From 1993 until this year, the Herndon, Va.-based company had sole authority to register Internet addresses in the popular .com, .net and .org domains.

But under the administration's privatization plan, new companies are also allowed to register names in those domains. The first competitor, Register.com, went online two weeks ago, and other firms, including America Online Inc. (NYSE:AOL), will begin competing soon.

Unsigned agreement
Network Solutions has not yet signed an agreement written by ICANN that sets some rules and minimum requirements for companies that register Internet names. The agreement, which Network Solutions says exceeds ICANN's authority to impose, has been signed by dozens of other firms, including Register.com.

The slow process of ending U.S. government oversight of the Internet's plumbing officially began when the Commerce Department asked for comments on privatization in July 1997.

The Clinton administration laid out its final plan to privatize the address system, which assigns names to Web sites and connects the names to corresponding numerical addresses that are used to steer data around the network, in June 1998.

The plan called for a nonprofit corporation that would begin with an interim, appointed board of directors. The interim board was to create competition for name registrations, establish qualifications for registering firms and set up a system for electing a new board of directors that represented the diversity of the Internet.

In November 1998, the administration selected ICANN as the nonprofit corp. to take control of the system that had been overseen for many years by a government contractor at the University of California and the National Science Foundation.

 

Tax-free Web goods
may disappear

Meeting for the first time, members of a congressionally appointed panel said Net goods should not have a broad tax advantage over store-bought goods.

WASHINGTON - Reuters The days of tax-free CDs, antiques, computer equipment, and other goods and services sold over the Internet may be coming to an end. Right now, the billions of dollars of goods bought by Web surfers annually are subject to a complex web of taxes levied by thousands of states, cities, counties, and parishes nationwide.

Most of those taxes go unpaid because municipalities have no way to collect taxes via retailers headquartered in remote sites. What's more, consumers rarely report the purchases on tax forms since state and local officials lack the resources and political will to track them down.

But key members of a congressionally appointed panel that met for the first time this week in historic Williamsburg, Va. said the time has come for tax "neutrality." That means consumers buying stereos, shoes and other goods over the Internet should have to pay sales and use taxes just like the millions of people shopping on Main Street.

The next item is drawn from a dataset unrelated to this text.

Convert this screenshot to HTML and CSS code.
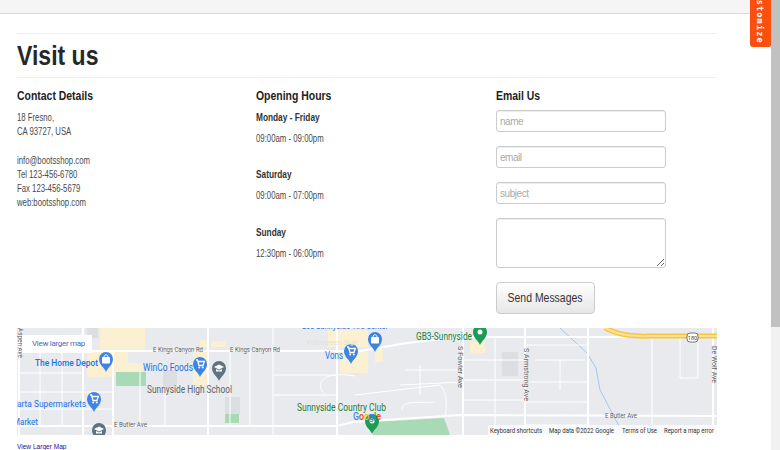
FILE: index.html
```html
<!DOCTYPE html>
<html lang="en">
<head>
<meta charset="utf-8">
<title>Visit us</title>
<link rel="stylesheet" href="styles.css">
</head>
<body>
<div class="topbar"></div>
<main class="container">
  <h1 class="title"><span class="title-text">Visit us</span></h1>
  <div class="columns">
    <section>
      <h2 class="col-head">Contact Details</h2>
      <p class="contact">18 Fresno,<br>CA 93727, USA</p>
      <p class="contact">info@bootsshop.com<br>Tel 123-456-6780<br>Fax 123-456-5679<br>web:bootsshop.com</p>
    </section>
    <section>
      <h2 class="col-head">Opening Hours</h2>
      <div class="hours"><h3 class="day">Monday - Friday</h3><p class="time">09:00am - 09:00pm</p></div>
      <div class="hours"><h3 class="day">Saturday</h3><p class="time">09:00am - 07:00pm</p></div>
      <div class="hours"><h3 class="day">Sunday</h3><p class="time">12:30pm - 06:00pm</p></div>
    </section>
    <section>
      <h2 class="col-head">Email Us</h2>
      <form class="form">
        <input class="field" type="text" placeholder="name">
        <input class="field" type="text" placeholder="email">
        <input class="field" type="text" placeholder="subject">
        <textarea class="field area"></textarea>
        <button class="send" type="button"><span class="send-text">Send Messages</span></button>
      </form>
    </section>
  </div>
  <div class="map">
    <svg class="map-svg" width="700" height="107" viewBox="17 328 700 107" xmlns="http://www.w3.org/2000/svg">
      <defs>
        <path id="pin" d="M0 0C-2-5-7-7-7-13A7 7 0 0 1 7-13C7-7 2-5 0 0Z"/>
        <g id="cart">
          <path d="M-4-17H-2.5L-1-11.5H3L4.3-15.5H-2" fill="none" stroke="#fff" stroke-width="1.3"/>
          <circle cx="-.8" cy="-9.6" r="1" fill="#fff"/><circle cx="2.8" cy="-9.6" r="1" fill="#fff"/>
        </g>
        <g id="bag">
          <rect x="-4" y="-15" width="8" height="6.5" rx="1" fill="#fff"/>
          <path d="M-2-15C-2-18 2-18 2-15" fill="none" stroke="#fff" stroke-width="1"/>
        </g>
        <g id="school">
          <path d="M-5-14 0-16.5 5-14 0-11.5Z" fill="#fff"/>
          <path d="M-3-12V-9.5H3V-12L0-10.5Z" fill="#fff"/>
        </g>
      </defs>
      <rect x="17" y="328" width="700" height="107" fill="#e8eaed"/>
      <g fill="#fbf0d2">
        <rect x="100" y="328" width="45" height="24"/>
        <rect x="87" y="352" width="28" height="25"/>
        <rect x="115" y="352" width="13" height="20"/>
        <rect x="128" y="363" width="15" height="9"/>
        <rect x="193" y="352" width="15" height="33"/>
        <rect x="200" y="340" width="8" height="7"/>
        <rect x="212" y="341" width="13" height="6"/>
        <rect x="328" y="330" width="40" height="17"/>
        <rect x="340" y="351" width="28" height="22"/>
        <rect x="375" y="349" width="8" height="13"/>
        <rect x="470" y="342" width="15" height="11"/>
      </g>
      <g fill="#dcdee1">
        <rect x="87" y="328" width="11" height="10"/>
        <rect x="163" y="370" width="14" height="17"/>
        <rect x="225" y="397" width="15" height="17"/>
        <rect x="502" y="352" width="16" height="24"/>
      </g>
      <g fill="#a8dab5">
        <rect x="116" y="372" width="30" height="14"/>
        <rect x="225" y="414" width="14" height="9"/>
        <path d="M373 435 373 422 444 418 450 435Z"/>
      </g>
      <path d="M560 328 587 353 596 368 600 390 620 428" fill="none" stroke="#a9c6ee" stroke-width="1"/>
      <g fill="none" stroke="#fff" stroke-width="2">
        <path d="M19 328V435M83 328V435M113 352V435M208 328V435M337 328V435M463 328V435M525 328V435M588 328V435M713 328V435"/>
        <path d="M17 351H360L407 343 460 337H717"/>
        <path d="M17 426H337L353 422 460 415 717 416"/>
      </g>
      <g fill="none" stroke="#fff" stroke-width="1">
        <path d="M273 328V435M495 337V435M652 337V435M19 373H83M19 392H113M19 409H113M40 351V426M62 351V426M140 372V426M165 387V426M230 351V426M250 351V426M273 375H337M273 395H337"/>
        <path d="M355 376C320 370 315 385 325 395M405 370H463M400 385 463 382M355 395 440 385C450 395 445 416 445 416M402 410C400 400 420 403 435 402M420 365V395"/>
        <path d="M463 360H525M463 380H525M463 400H525M525 345H588M535 360H585M525 382H588M525 402H588M525 425H588M560 360V390M680 337V378H698V337"/>
      </g>
      <path d="M605 328C625 338 640 336 655 336H717" fill="none" stroke="#f9c440" stroke-width="5"/>
      <path d="M605 328C625 338 640 336 655 336H717" fill="none" stroke="#fde293" stroke-width="2"/>
      <rect x="687" y="333" width="11" height="9" rx="3" fill="#fff" stroke="#555" stroke-width=".8"/>
      <text x="692.5" y="340" class="t shield">180</text>

      <g class="p-blue">
        <use href="#pin" x="106" y="372"/><use href="#pin" x="200" y="377"/>
        <use href="#pin" x="94" y="412"/><use href="#pin" x="351" y="364"/><use href="#pin" x="375" y="352"/>
      </g>
      <g class="p-grey"><use href="#pin" x="219" y="381"/><use href="#pin" x="99" y="443"/></g>
      <g class="p-green"><use href="#pin" x="480" y="345"/><use href="#pin" x="372" y="434"/></g>
      <use href="#bag" x="106" y="372"/><use href="#cart" x="200" y="377"/>
      <use href="#cart" x="94" y="412"/><use href="#cart" x="351" y="364"/><use href="#bag" x="375" y="352"/>
      <use href="#school" x="219" y="381"/><use href="#school" x="99" y="443"/>
      <circle cx="480" cy="332" r="2.5" fill="#fff"/><circle cx="372" cy="421" r="2.5" fill="#fff"/>

      <text x="302" y="329" class="t l-blue" textLength="86" lengthAdjust="spacingAndGlyphs">Los Sunnyside Tire Center</text>
      <text x="307" y="345" class="t ghost" textLength="51" lengthAdjust="spacingAndGlyphs">Fullscreen Sign</text>
      <text x="35" y="366" class="t l-blue bold" textLength="63" lengthAdjust="spacingAndGlyphs">The Home Depot</text>
      <text x="143" y="371" class="t l-blue big" textLength="50" lengthAdjust="spacingAndGlyphs">WinCo Foods</text>
      <text x="17" y="407" class="t l-blue" textLength="69" lengthAdjust="spacingAndGlyphs">arta Supermarkets</text>
      <text x="13" y="425" class="t l-blue" textLength="25" lengthAdjust="spacingAndGlyphs">Market</text>
      <text x="325" y="359" class="t l-blue big" textLength="18" lengthAdjust="spacingAndGlyphs">Vons</text>
      <text x="147" y="393" class="t l-grey big" textLength="85" lengthAdjust="spacingAndGlyphs">Sunnyside High School</text>
      <text x="416" y="340" class="t l-green big" textLength="56" lengthAdjust="spacingAndGlyphs">GB3-Sunnyside</text>
      <text x="297" y="411" class="t l-green big" textLength="89" lengthAdjust="spacingAndGlyphs">Sunnyside Country Club</text>

      <text x="353" y="420" class="t g-logo" textLength="28" lengthAdjust="spacingAndGlyphs"><tspan fill="#4285f4">G</tspan><tspan fill="#ea4335">o</tspan><tspan fill="#fbbc04">o</tspan><tspan fill="#4285f4">g</tspan><tspan fill="#34a853">l</tspan><tspan fill="#ea4335">e</tspan></text>

      <text x="153" y="352" class="t road" textLength="50" lengthAdjust="spacingAndGlyphs">E Kings Canyon Rd</text>
      <text x="230" y="352" class="t road" textLength="50" lengthAdjust="spacingAndGlyphs">E Kings Canyon Rd</text>
      <text x="114" y="427" class="t road" textLength="33" lengthAdjust="spacingAndGlyphs">E Butler Ave</text>
      <text x="605" y="418" class="t road" textLength="32" lengthAdjust="spacingAndGlyphs">E Butler Ave</text>
      <text transform="translate(18 328) rotate(90)" class="t road" textLength="30" lengthAdjust="spacingAndGlyphs">Aspen Ave</text>
      <text transform="translate(458 346) rotate(90)" class="t road" textLength="42" lengthAdjust="spacingAndGlyphs">S Fowler Ave</text>
      <text transform="translate(524 348) rotate(90)" class="t road" textLength="53" lengthAdjust="spacingAndGlyphs">S Armstrong Ave</text>
      <text transform="translate(712 346) rotate(90)" class="t road" textLength="37" lengthAdjust="spacingAndGlyphs">De Wolf Ave</text>

      <rect x="488" y="425" width="229" height="10" fill="#fff" fill-opacity=".75"/>
      <text x="490" y="433" class="t attr" textLength="52" lengthAdjust="spacingAndGlyphs">Keyboard shortcuts</text>
      <text x="549" y="433" class="t attr" textLength="65" lengthAdjust="spacingAndGlyphs">Map data ©2022 Google</text>
      <text x="622" y="433" class="t attr" textLength="35" lengthAdjust="spacingAndGlyphs">Terms of Use</text>
      <text x="664" y="433" class="t attr" textLength="50" lengthAdjust="spacingAndGlyphs">Report a map error</text>
    </svg>
    <a class="larger-box" href="#">View larger map</a>
  </div>
  <a class="larger-link" href="#">View Larger Map</a>
</main>
<div class="customize"><span class="customize-text">Customize</span></div>
<div class="scroll"><div class="scroll-thumb"></div></div>
</body>
</html>
```

FILE: styles.css
```css
* { box-sizing: border-box; }
html, body { height: 100%; }
body {
  margin: 0;
  height: 450px;
  overflow: hidden;
  background: #fff;
  font-family: "Liberation Sans", Arial, sans-serif;
  color: #4a4a4a;
  position: relative;
}
.topbar {
  height: 14px;
  width: 771px;
  background: #f5f5f5;
  border-bottom: 1px solid #d8d8d8;
}
.container {
  width: 700px;
  margin-left: 17px;
  padding-top: 19px;
}
.title {
  margin: 0;
  height: 45px;
  border-top: 1px solid #eee;
  border-bottom: 1px solid #eee;
  font-size: 27px;
  line-height: 44px;
  font-weight: bold;
  color: #272727;
}
.title-text {
  display: inline-block;
  transform: scaleX(.853);
  transform-origin: left;
}
.columns {
  display: grid;
  grid-template-columns: 239px 240px 221px;
  height: 250px;
}
.col-head {
  margin: 11px 0 0;
  font-size: 12px;
  line-height: 14px;
  font-weight: bold;
  color: #222;
  transform: scaleX(.87);
  transform-origin: left;
}
.contact {
  margin: 7.5px 0 14.5px;
  font-size: 10px;
  line-height: 14.3px;
  transform: scaleX(.775);
  transform-origin: left;
}
.hours { height: 57.5px; }
.col-head + .hours { margin-top: 7.5px; }
.day {
  margin: 0;
  font-size: 10px;
  line-height: 14px;
  font-weight: bold;
  color: #333;
  transform: scaleX(.83);
  transform-origin: left;
}
.time {
  margin: 7px 0 0;
  font-size: 10px;
  line-height: 14px;
  transform: scaleX(.78);
  transform-origin: left;
}
.form {
  display: flex;
  flex-direction: column;
  align-items: flex-start;
  margin-top: 7px;
}
.field {
  display: block;
  width: 170px;
  height: 22px;
  margin: 0 0 14px;
  padding: 0 3px;
  border: 1px solid #ccc;
  border-radius: 3px;
  box-shadow: inset 0 1px 1px rgba(0,0,0,.075);
  font-family: "Liberation Sans", Arial, sans-serif;
  font-size: 10px;
  letter-spacing: -.45px;
  background: #fff;
}
.field::placeholder { color: #aaa; }
.area { height: 50px; }
.send {
  width: 99px;
  height: 32px;
  padding: 0;
  border: 1px solid #ccc;
  border-radius: 4px;
  background: linear-gradient(#fff, #e6e6e6);
  font-family: "Liberation Sans", Arial, sans-serif;
  font-size: 12px;
  color: #333;
}
.send-text {
  display: inline-block;
  transform: scaleX(.87);
}
.map { position: relative; height: 107px; }
.map-svg { display: block; }
.t { font-family: Roboto, sans-serif; }
.l-blue { fill: #1a73e8; font-size: 9.5px; }
.big { font-size: 10px; }
.bold { font-weight: 500; }
.l-grey { fill: #5f6368; }
.l-green { fill: #188038; }
.ghost { fill: #e6e2d0; font-size: 8px; }
.road { fill: #5f6368; font-size: 6.5px; }
.attr { fill: #333; font-size: 6.4px; }
.shield { fill: #444; font-size: 5.5px; text-anchor: middle; }
.g-logo { font-size: 11px; font-weight: 500; }
.p-blue { fill: #3f84e5; }
.p-grey { fill: #5f7382; }
.p-green { fill: #1a9c52; }
.larger-box {
  position: absolute;
  left: 5px;
  top: 7px;
  width: 70px;
  height: 18px;
  padding-left: 10px;
  background: #fff;
  font-family: Roboto, sans-serif;
  font-size: 8px;
  letter-spacing: -.3px;
  line-height: 18px;
  color: #4a68c0;
  text-decoration: none;
}
.larger-link {
  display: block;
  margin-top: 7px;
  font-size: 7.5px;
  line-height: 10px;
  color: #1a0dab;
  text-decoration: none;
  transform: scaleX(.875);
  transform-origin: left;
}
.customize {
  position: absolute;
  left: 750px;
  top: 0;
  width: 21px;
  height: 47px;
  overflow: hidden;
  background: #f9500d;
  border-radius: 0 0 2px 3px;
}
.customize-text {
  position: absolute;
  left: 5px;
  bottom: 3px;
  writing-mode: vertical-rl;
  font-family: "DejaVu Sans Mono", monospace;
  font-weight: bold;
  font-size: 8.5px;
  letter-spacing: 1.2px;
  color: #fff;
  white-space: nowrap;
}
.scroll {
  position: absolute;
  left: 771px;
  top: 0;
  width: 9px;
  height: 450px;
  background: #f1f1f1;
}
.scroll-thumb {
  height: 327px;
  background: #c1c1c1;
}
```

Simplifying the tax morass
The hitch, say some of the members of the federal Advisory Commission on Electronic Commerce, is that the nation's 3,000 states and localities must simplify the intricate web of sales taxes they now levy -- a massive job, but one that is doable.

Statements by top brass from MCI WorldCom Inc.,AT&T Corp. (NYSE:T), and Charles Schwab Corp. (NYSE:SCH) encouraged the nation's mayors and county executives who had feared that their own representatives on the 19-member panel would be sandbagged by pro-Net forces. The commission was mandated by Congress in a 1998 cyberlaw calling for a three-year moratorium on new state and local taxation of the Internet.

The panel is studying whether Internet vendors should be required to collect sales taxes on goods sold, as sales volume is growing at lightning speed. According to the University of Texas, the Internet generated over $300 billion in U.S. revenue in 1998 -- a third of which was related to e-commerce.

"That makes the United States' Internet economy by itself the 18th largest economy in the world," said Virginia Governor Jim Gilmore, head of the advisory commission, whose state is the home of cybergiants like America Online Inc. (NYSE:AOL).

Too many levies may squelch growth
Gilmore pointed to the Virginia Diner in Wakefield, Va. -- started in a refurbished railroad car 70 years ago -- which has prospered and now sells its famous tins of peanuts worldwide with the click of a mouse at www.virginiadiner.com .

"We stand at the dawn of a new age," said Gilmore, whose panel is made up of eight people from industry, eight representing consumers and state and local governments, and three from the federal government,

Online firms warn that state and local taxes of Web sales would strangle the Internet if enforced. But localities say sales taxes are a life and death issue for them, since they rely on the revenues to build schools, repair roads, and provide other essential municipal services.

Some key commission members said localities have a point. "I'm a pretty big fan of the Internet and I don't think anyone on Earth wants it to succeed more than I do," said MCI Vice Chairman John Sidgmore. "(But) I don't think it's feasible over the long term to tax one form of commerce differently than the other," he said.

"Massive changes are going to be required to the current state and local framework ... but there are ways to get through (this)," he said. Michael Armstrong, chief executive officer of AT&T, said the world is experiencing the "most exciting communications age in history." "(But) we've got to use this opportunity for simplicity," he said, noting that AT&T fills out a mind-boggling 39,000 state and local tax forms a year.

A tax neutral zone
Yet, the Internet should be tax "neutral," he said. That means it must please not only consumers, who want the lowest price on online goods, but states and localities as well. "Stores will continue to play a very important role in American commerce," said David Pottruck, president and co-chief executive officer of Charles Schwab, which does nearly $2 billion in business daily over the Net.

"It is our belief that Internet should not be favored over other forms of commerce," he said, noting Schwab got 60 million "hits" a day on its website in the first quarter of 1999, compared to six million the same period last year. One tax specialist called the officials' statements a hopeful sign. "Significant industry leaders have signaled a willingness to work with state and local governments," said Clinton Stretch, a principal with Deloitte & Touche.